Argus era un perro grande que me paseaba encima de su espinazo hasta que cumplí cuatro años. Doña Lola le dejaba entrar en la escuela y le llevaba el desayuno. Argus permanecía sentado al lado de mi pupitre. Durante el recreo había aprendido a escaparse del patio. Atravesaba el Parque de los Curas y esperaba a mi madre para acompañarla a la escuela en busca de mí. Son recuerdos que no sólo no se olvidan, sino que se agrandan con el tiempo. Igual que cuando mi madre peinaba a la tía Ángeles sentada en una silla del comedor. Colocaban la silla frente a la ventana que daba al mar y la tía cantaba “El rosario de mi madre”. Tenía un pelo largo y blanco; largo hasta la cintura y blanco como la harina de hacer buñuelos. Le hacía una trenza y con la trenza un moño donde clavaba una horquilla con un clavel de papel azul. Aquella tarde paseábamos los cuatro por el Parque de los Curas: la tía Ángeles, mi madre, Argus y yo. Íbamos al puesto del frío a comprar cuatro helados de chocolate: un momento diferente porque mi madre había sacado el título de enfermera. Ocupamos una mesa. Argus devoró su bola. Estiró sus orejas. Paró su mirada en la Puerta de los Monagos y arrancó a correr.
- ¡Argus! -llamó mi madre.
- ¿Es Él, verdad? -dije a mi madre.
Era un hombre guapo. A lo mejor era el hombre más guapo que yo había visto. Se sentó en una escalera de la Puerta de los Monagos.
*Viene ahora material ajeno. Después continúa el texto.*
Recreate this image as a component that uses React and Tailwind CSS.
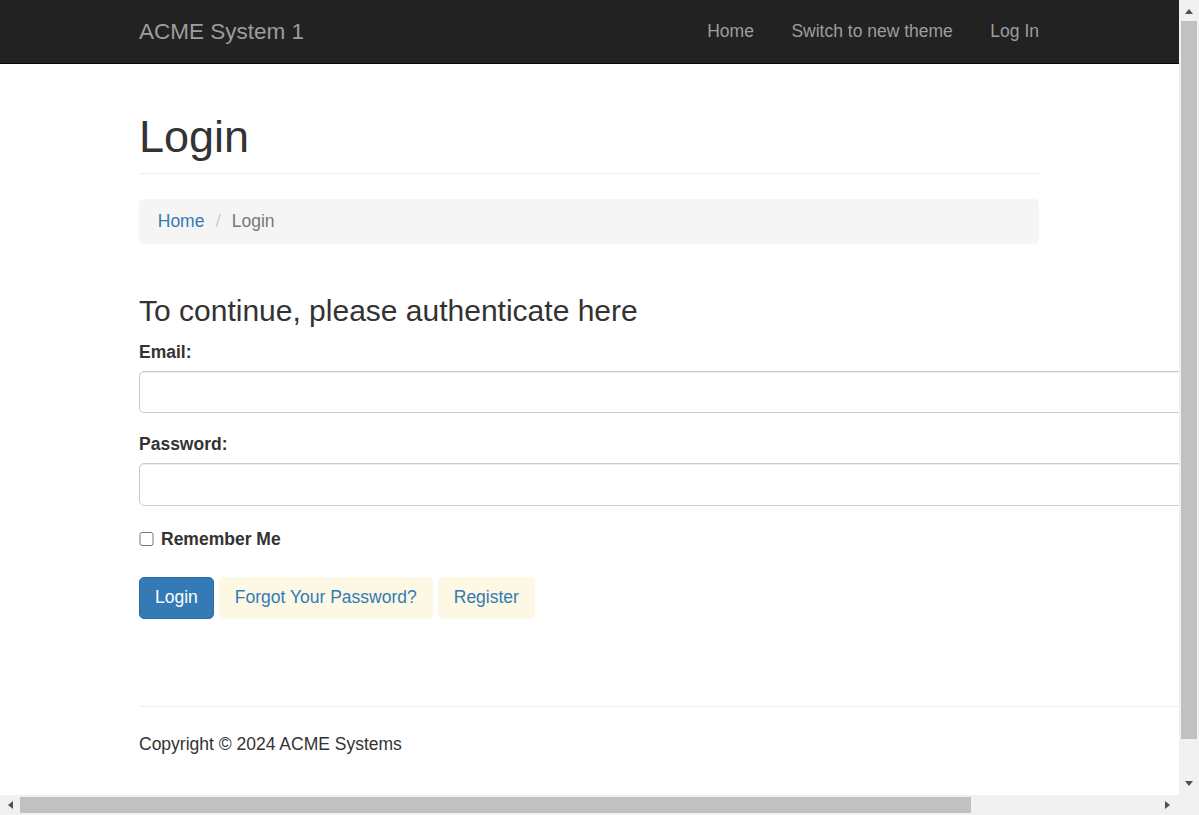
function Arrow({ dir }) {
  // small solid triangle used on the scrollbar buttons
  const pts = {
    up: '0,6 4,1 8,6',
    down: '0,1 4,6 8,1',
    left: '6,0 1,4 6,8',
    right: '1,0 6,4 1,8',
  }[dir];
  const horiz = dir === 'left' || dir === 'right';
  return (
    <svg width={horiz ? 7 : 8} height={horiz ? 8 : 7} viewBox={horiz ? '0 0 7 8' : '0 0 8 7'}>
      <polygon points={pts} fill="#505050" />
    </svg>
  );
}

function Page() {
  return (
    <div className="font-['Liberation_Sans',Arial,sans-serif] text-[17.5px] leading-[25px] text-[#333]">
      {/* top navbar */}
      <nav className="h-[64px] bg-[#222] border-b border-[#080808]">
        <div className="ml-[139px] w-[900px] h-full flex items-center justify-between">
          <a href="#" className="text-[22.5px] leading-[25px] text-[#9d9d9d]">ACME System 1</a>
          <ul className="flex items-center gap-[37.5px] text-[#9d9d9d]">
            <li><a href="#">Home</a></li>
            <li><a href="#">Switch to new theme</a></li>
            <li><a href="#">Log In</a></li>
          </ul>
        </div>
      </nav>

      <div className="ml-[139px]">
        <div className="w-[900px] pt-[48px] pb-[11px] border-b border-[#eee] mb-[25px]">
          <h1 className="text-[45px] leading-[49.5px] font-normal">Login</h1>
        </div>

        <ol className="w-[900px] h-[45px] flex items-center px-[18.75px] bg-[#f5f5f5] rounded-[5px]">
          <li><a href="#" className="text-[#337ab7]">Home</a></li>
          <li className="ml-[5px] pl-[6.25px] pr-[6.25px] text-[#ccc]">/{'\u00a0'}</li>
          <li className="text-[#777]">Login</li>
        </ol>

        <form className="mt-[50px]" onSubmit={(e) => e.preventDefault()}>
          <h3 className="text-[30px] leading-[33px] font-normal mb-[13px]">To continue, please authenticate here</h3>

          <div className="mb-[18.75px]">
            <label className="block font-bold mb-[6.25px]">Email:</label>
            <input type="email" className="block w-[1200px] h-[42.5px] px-[15px] border border-[#ccc] rounded-[5px] shadow-[inset_0_1px_1px_rgba(0,0,0,0.075)] outline-none" />
          </div>

          <div className="mb-[18.75px]">
            <label className="block font-bold mb-[6.25px]">Password:</label>
            <input type="password" className="block w-[1200px] h-[42.5px] px-[15px] border border-[#ccc] rounded-[5px] shadow-[inset_0_1px_1px_rgba(0,0,0,0.075)] outline-none" />
          </div>

          <label className="flex items-center gap-[7px] font-bold pt-[2px]">
            <input type="checkbox" className="w-[15px] h-[14px] m-0 mt-[-1px]" />
            <span>Remember Me</span>
          </label>

          <div className="flex gap-[5px] mt-[25px]">
            <button type="submit" className="h-[42.5px] px-[15px] border border-[#2e6da4] bg-[#337ab7] text-white rounded-[5px]">Login</button>
            <a href="#" className="h-[42.5px] px-[15px] flex items-center border border-[#fcf8e3] bg-[#fcf8e3] text-[#337ab7] rounded-[5px]">Forgot Your Password?</a>
            <a href="#" className="h-[42.5px] px-[15px] flex items-center border border-[#fcf8e3] bg-[#fcf8e3] text-[#337ab7] rounded-[5px]">Register</a>
          </div>
        </form>

        <footer className="mt-[87px] pb-[80px]">
          <hr className="w-[1200px] border-0 border-t border-[#eee] mb-[25px]" />
          <p>Copyright © 2024 ACME Systems</p>
        </footer>
      </div>
    </div>
  );
}

export default function App() {
  return (
    <div className="w-[1199px] h-[815px] flex flex-col overflow-hidden bg-white">
      <div className="flex h-[795px]">
        <div className="w-[1179px] h-full overflow-hidden">
          <Page />
        </div>
        {/* vertical scrollbar */}
        <div className="w-[20px] h-full flex flex-col bg-[#f1f1f1]">
          <div className="h-[20px] flex items-center justify-center pt-[2px]"><Arrow dir="up" /></div>
          <div className="flex-1 px-[2px] pt-[1px]">
            <div className="h-[718px] bg-[#c1c1c1]" />
          </div>
          <div className="h-[20px] flex items-center justify-center pb-[4px]"><Arrow dir="down" /></div>
        </div>
      </div>
      {/* horizontal scrollbar */}
      <div className="flex h-[20px]">
        <div className="w-[1179px] h-full flex bg-[#f1f1f1]">
          <div className="w-[20px] flex items-center justify-center"><Arrow dir="left" /></div>
          <div className="flex-1 py-[2px]">
            <div className="w-[951px] h-full bg-[#c1c1c1]" />
          </div>
          <div className="w-[20px] flex items-center justify-center pr-[4px]"><Arrow dir="right" /></div>
        </div>
        <div className="w-[20px] h-full bg-[#f1f1f1]" />
      </div>
    </div>
  );
}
Permaneció todo el tiempo mirando a Argus, hasta que el perro se le acercó despacio, como intimidado, moviendo el rabo, con las orejas gachas. También se le acercó mi madre con sus andares de chica buena. ¡Qué sangre de buena actriz corría por sus venas!
- ¿Dónde has estado? -le preguntó.
- Salí de la iglesia a dar una vuelta. Ya sabes que no soy de curas, eso es todo -contestó.
- Podías haber dicho que te marchabas -dijo ella- Te he llamado.
- Fui a dar una vuelta y me entretuve. No hay nada más que contar -dijo Él.
- ¿Por qué no me avisaste?-dijo ella. Después lo miró como miran los jueces a un confeso desde su estrado.
- Comencé a beber. He estado soplando un quinquenio.
- ¿Sin pausa? -preguntó mi madre al hombre bonito.
- Son cosas que suceden una vez en la vida -dijo.
- ¡Él!- Exclamé con la piel de gallina-¡Ha venido Él sin avisar!
El hombre bonito me cogió y arrimó mi oreja a su pecho. Su corazón martilleaba mi oreja. Le apreté fuerte. ¡Se estaba tan bien!
FIN
Arrigunaga (GETXO), 15 de abril de 2015.